Brazil’s fast-food market grew in value by 82 percent from 2008 through 2013. Even as the recession bit, the number of fast-food restaurants rose 11 percent in 2015. While Brazilians’ incomes might have been dropping, they clung to their habits.
Cabral weighed 483 pounds when she first sought help at Rio’s nonprofit Group for the Rescue of Self-Esteem and Citizenship of the Obese – GRACO, in its Portuguese acronym. The group was founded in 2002 and offers free low-fat lunches, nutrition advice and physical education to about 200 people a month.
“Most of the time, these are people from low incomes,” said Rosimere da Silva, the founder.
Michele Lessa, general coordinator of nutrition at Brazil’s Ministry of Health, said the rise in obesity is due to growing consumption of junk food and processed food, an increasingly sedentary lifestyle, and the rising popularity of eating out rather than cooking at home.
The government has launched campaigns encouraging a healthier diet, financed exercise spaces in Brazilian towns, and encouraged more nutritious meals in school cafeterias. Recent figures suggest the growth of obesity may have slowed, Lessa said.
Cintia Cercato, an endocrinologist and president of the Brazilian Association for the Study of Obesity and Metabolic Syndrome, cited Brazilians’ move to urban areas – 86 percent live in cities – as a factor in the rise in obesity.
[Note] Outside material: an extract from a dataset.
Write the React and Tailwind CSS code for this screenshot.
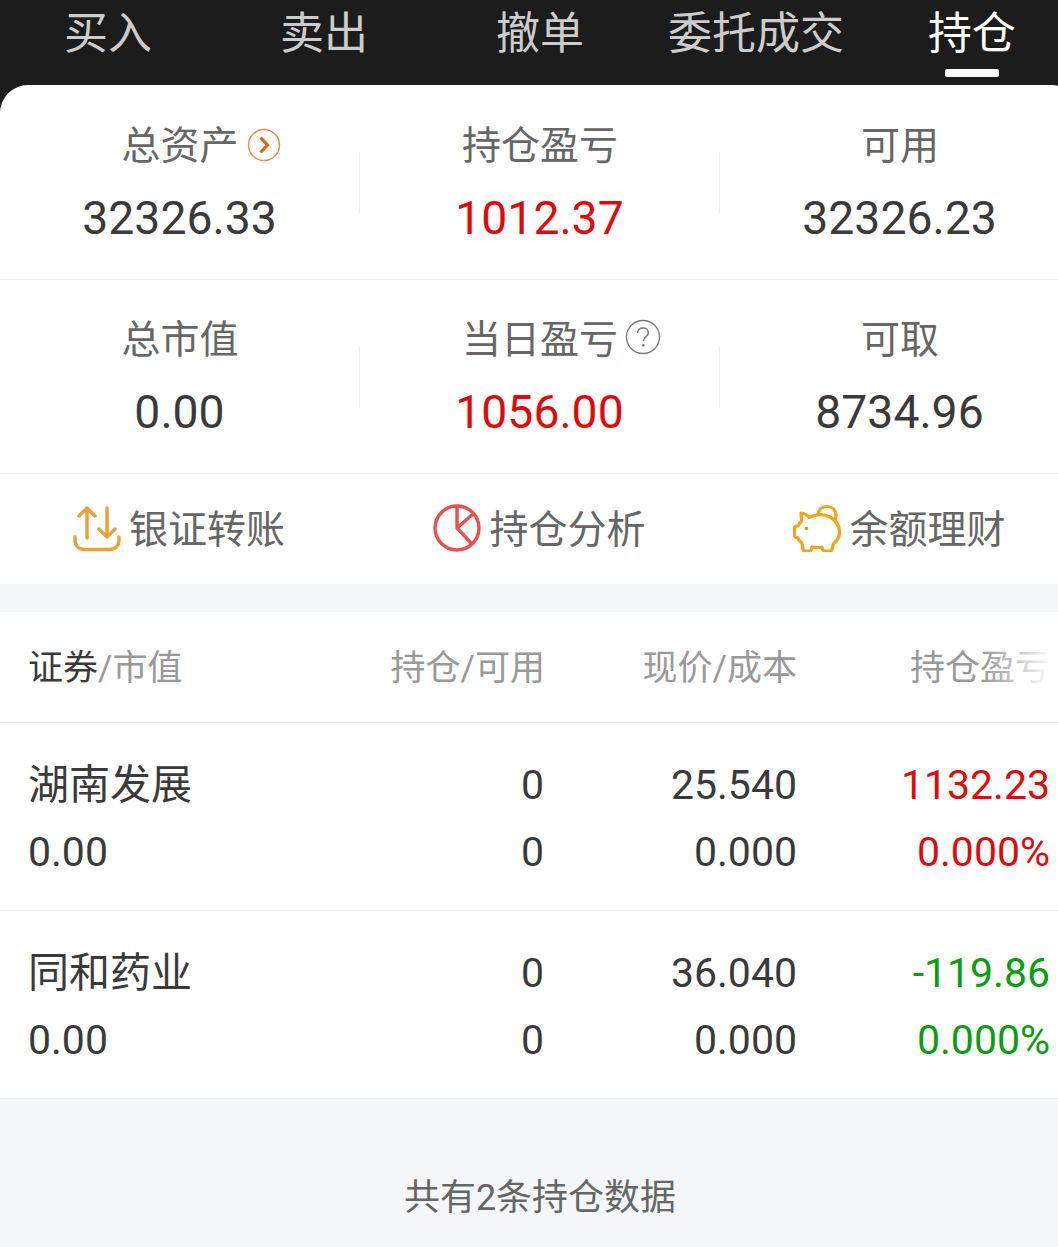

Many residents spend hours commuting to and from work on public transport, leaving less time for cooking or exercise.
Weekly street markets selling fresh produce are common in Brazilian cities. But snack joints, bars and street stalls selling fatty and processed food have proliferated – especially in low-income areas.
“When the lower classes have more purchasing power, they buy more of these processed foods,” Cercato said. “We know that urban areas have more obesity than rural areas.”
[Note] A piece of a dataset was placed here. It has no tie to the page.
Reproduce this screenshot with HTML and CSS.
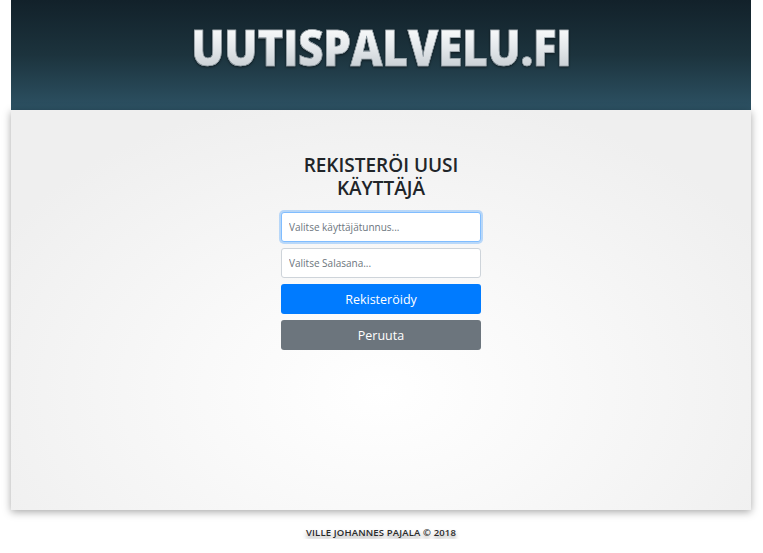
FILE: index.html
```html
<!DOCTYPE html>
<html lang="fi">
<head>
<meta charset="utf-8">
<title>Uutispalvelu.fi</title>
<link rel="stylesheet" href="styles.css">
</head>
<body>
<div class="page">
  <header class="header">
    <h1 class="logo">UUTISPALVELU.FI</h1>
  </header>
  <main class="panel">
    <form class="register">
      <h2 class="register-title">REKISTERÖI UUSI KÄYTTÄJÄ</h2>
      <div class="register-fields">
        <input class="field field-focus" type="text" placeholder="Valitse käyttäjätunnus...">
        <input class="field" type="password" placeholder="Valitse Salasana...">
        <button class="btn btn-primary" type="button">Rekisteröidy</button>
        <button class="btn btn-secondary" type="button">Peruuta</button>
      </div>
    </form>
  </main>
  <footer class="footer">VILLE JOHANNES PAJALA © 2018</footer>
</div>
</body>
</html>
```
FILE: styles.css
```css
* { box-sizing: border-box; }
html, body { margin: 0; padding: 0; background: #ffffff; }
body { font-family: "Open Sans", "Noto Sans", sans-serif; color: #212529; }
.page { margin: 0 12px 0 11px; }
.header {
  height: 110px;
  background: linear-gradient(to bottom, #12212a 0%, #1c333d 50%, #2d5264 100%);
  display: flex;
  align-items: center;
  justify-content: center;
  padding-bottom: 16px;
}
.logo {
  margin: 0;
  font-family: "Open Sans", sans-serif;
  font-weight: 800;
  font-size: 49px;
  letter-spacing: -0.5px;
  line-height: 1;
  background: linear-gradient(to bottom, #ffffff 0%, #e4e8eb 50%, #c3cacf 100%);
  -webkit-background-clip: text;
  background-clip: text;
  color: transparent;
  -webkit-text-stroke: 0.6px #7d8a92;
  filter: drop-shadow(0 1px 1px rgba(0,0,0,0.5));
  transform: scaleX(0.905);
}
.panel {
  height: 400px;
  background: radial-gradient(ellipse 60% 75% at 50% 70%, #ffffff 0%, #f9f9f9 40%, #efefef 100%);
  box-shadow: 0 2px 8px rgba(0,0,0,0.35);
  display: flex;
  justify-content: center;
  padding-top: 44px;
}
.register {
  width: 200px;
  display: flex;
  flex-direction: column;
}
.register-title {
  margin: 0 -10px 12px;
  font-size: 19px;
  font-weight: 600;
  line-height: 23px;
  text-align: center;
  color: #212529;
}
.register-fields {
  display: flex;
  flex-direction: column;
  gap: 6px;
}
.field {
  height: 30px;
  width: 100%;
  padding: 0 7px;
  border: 1px solid #ced4da;
  border-radius: 3px;
  background: #ffffff;
  font-family: "Open Sans", sans-serif;
  font-size: 10px;
  color: #495057;
  outline: none;
}
.field::placeholder { color: #6c757d; }
.field-focus {
  border-color: #80bdff;
  box-shadow: 0 0 0 2px rgba(0,123,255,0.25);
}
.btn {
  height: 30px;
  width: 100%;
  border: none;
  border-radius: 3px;
  color: #ffffff;
  font-family: "Open Sans", sans-serif;
  font-size: 12.5px;
  cursor: pointer;
}
.btn-primary { background: #007bff; }
.btn-secondary { background: #6c757d; }
.footer {
  text-align: center;
  padding-top: 16px;
  font-size: 9.5px;
  font-weight: 600;
  letter-spacing: 0.15px;
  color: #2a2a2a;
  text-shadow: 0 3px 4px rgba(0,0,0,0.45);
}
```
Fabio Gomes, a regional nutrition adviser for the Pan American Health Organization, blamed rising obesity across Latin America on fast food giants that advertise aggressively to poorer, more susceptible people.
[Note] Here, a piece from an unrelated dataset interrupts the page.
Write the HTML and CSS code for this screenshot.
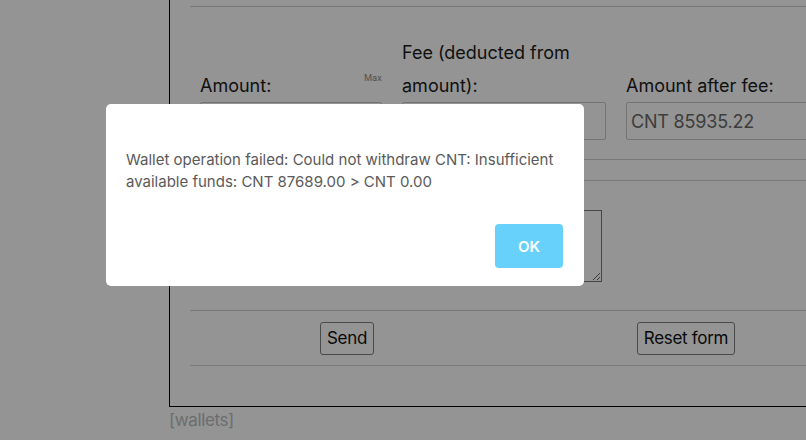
FILE: index.html
```html
<!DOCTYPE html>
<html lang="en">
<head>
    <meta charset="UTF-8">
    <meta name="viewport" content="width=device-width, initial-scale=1.0">
    <title>Withdraw</title>
    <link rel="stylesheet" href="styles.css">
</head>
<body>

    <div class="panel">
        <div class="row fields">
            <div class="cell">
                <div class="label-line">
                    <span class="label">Amount:</span>
                    <span class="max">Max</span>
                </div>
                <input class="field" type="text" value="">
            </div>
            <div class="cell">
                <span class="label">Fee (deducted from amount):</span>
                <input class="field" type="text" value="">
            </div>
            <div class="cell">
                <span class="label">Amount after fee:</span>
                <input class="field" type="text" value="CNT 85935.22">
            </div>
        </div>
        <div class="row spacer"></div>
        <div class="row note">
            <div class="cell"><span class="label">Note:</span></div>
            <div class="cell"><textarea class="memo"></textarea></div>
        </div>
        <div class="row actions">
            <div class="action"><button class="btn">Send</button></div>
            <div class="action"><button class="btn">Reset form</button></div>
        </div>
    </div>
    <div class="crumb">[wallets]</div>

    <div class="overlay">
        <div class="dialog">
            <p class="dialog-text">Wallet operation failed: Could not withdraw CNT: Insufficient available funds: CNT 87689.00 &gt; CNT 0.00</p>
            <div class="dialog-foot">
                <button class="ok">OK</button>
            </div>
        </div>
    </div>

</body>
</html>
```

FILE: styles.css
```css
* {
  box-sizing: border-box;
}
html, body {
  overflow: hidden;
}
body {
  margin: 0;
  padding-left: 169px;
  font-family: Inter, "Noto Sans", sans-serif;
  font-size: 18px;
  color: #1c1c1c;
  background: #fff;
  height: 440px;
}

.panel {
  width: 780px;
  border: 1px solid #000;
  border-top: none;
  padding: 6px 0 40px 20px;
}

.row {
  border-top: 1px solid #cfcfcf;
  display: flex;
}
.fields {
  height: 153px;
}
.cell {
  display: flex;
  flex-direction: column;
  justify-content: flex-end;
  padding: 0 10px 19px 10px;
  width: 224px;
}
.cell:first-child {
  width: 202px;
}
.label {
  line-height: 33px;
}
.label-line {
  display: flex;
  justify-content: space-between;
  align-items: flex-start;
}
.max {
  font-size: 9px;
  line-height: 18px;
  color: #8a8a8a;
}
.field {
  height: 38px;
  width: 100%;
  border: 1px solid #c8c8c8;
  border-radius: 2px;
  font-family: inherit;
  font-size: 18px;
  color: #6a6a6a;
  padding: 0 4px;
  letter-spacing: -0.2px;
}

.spacer {
  height: 21px;
}

.note {
  height: 130px;
}
.note .cell {
  justify-content: flex-start;
  padding-top: 29px;
}
.note .label {
  visibility: hidden;
}
.memo {
  width: 200px;
  height: 72px;
  border: 1px solid #777;
  resize: both;
}

.actions {
  height: 56px;
  border-bottom: 1px solid #cfcfcf;
  align-items: center;
}
.action {
  width: 314px;
  display: flex;
  justify-content: center;
}
.action:last-child {
  width: 364px;
}
.btn {
  font-family: inherit;
  font-size: 17px;
  letter-spacing: -0.3px;
  color: #111;
  background: #fff;
  border: 1px solid #808080;
  border-radius: 3px;
  height: 33px;
  padding: 0 6px;
}

.crumb {
  color: #b9bdc0;
  font-size: 17px;
  padding-top: 3px;
  letter-spacing: -0.4px;
}

.overlay {
  position: fixed;
  top: 0;
  left: 0;
  right: 0;
  bottom: 0;
  background: rgba(0, 0, 0, 0.42);
}
.dialog {
  position: absolute;
  left: 106px;
  top: 104px;
  width: 478px;
  height: 182px;
  background: #fff;
  border-radius: 5px;
  padding: 20px 21px 18px 20px;
  display: flex;
  flex-direction: column;
}
.dialog-text {
  margin: 25px 0 0 0;
  font-size: 15px;
  line-height: 22px;
  color: #5a5a5a;
}
.dialog-foot {
  margin-top: auto;
  display: flex;
  justify-content: flex-end;
}
.ok {
  width: 68px;
  height: 44px;
  border: none;
  border-radius: 4px;
  background: #67d1fb;
  color: #fff;
  font-family: inherit;
  font-size: 15px;
  font-weight: 600;
}
```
“They are less educated. They are vulnerable. They are more targeted as well because they are the largest population in these countries,” he said.
But activists are fighting back. Chile has implemented a law requiring health warnings on products high in sugar, sodium, calories or fats. In March, a Brazilian high court fined a cookie company $88,000 over a promotion in which children collected packets to buy a cheap Shrek watch.
Brazilian legislation prohibits advertising directed at children but is often ignored, said Ekaterine Karageorgiadis, a lawyer for Sao Paulo’s Alana Institute, a nonprofit group that first brought the case against the cookie company.
Government figures show obesity and excess weight are higher among citizens with less schooling. But Lessa, the health ministry official, noted that the epidemic affects Brazilians of all kinds.
“Obesity is democratic,” she said. “In recent years it is increasing more in poorer women, but it is a problem for all social classes in Brazil.”